Complete step-by-step solution:
Given that a bag contains 5 black, 4 white balls and 3 red balls
 \[\therefore \] the total number of balls= \[5 + 4 + 3 = 12\]
The number of ways of choosing one ball from 12 balls \[ = 12{C_1}\]
\[\therefore \]total number of elementary events = \[ = 12{C_1} = 12\]
Now, out of five black balls, the number of ways of choosing one black ball \[ = 5{C_1} = 5\]
out of three red balls, the number of ways of choosing one red ball \[ = 3{C_1} = 3\]
\[\therefore \]favorable number of events \[ = 5 + 3 = 8\]
\[\therefore \] The probability of selecting a black or red ball is \[{\text{ = }}\dfrac{{{\text{favourable number of event}}}}{{{\text{total number of elementary event}}}}\]
\[\therefore \] The probability of selecting a black or red ball is\[ = \dfrac{8}{{12}} = \dfrac{2}{3}\]
Therefore, the correct answer is option 4) \[\dfrac{2}{3}\].

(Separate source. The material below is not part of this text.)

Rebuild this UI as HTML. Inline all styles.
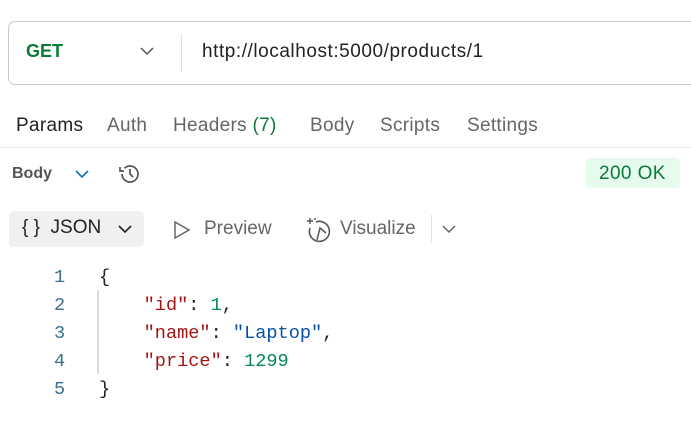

Note: Probability is the branch of mathematics concerning numerical descriptions of how likely an event (Any subset of the Sample Space S) is to occur, or how likely it is that a proposition is true.
In probability theory, an elementary event (also called an atomic event or sample point) is an event which contains only a single outcome in the sample space.(sample space The collection of all possible outcomes of a probability experiment forms a set that is known as the sample space).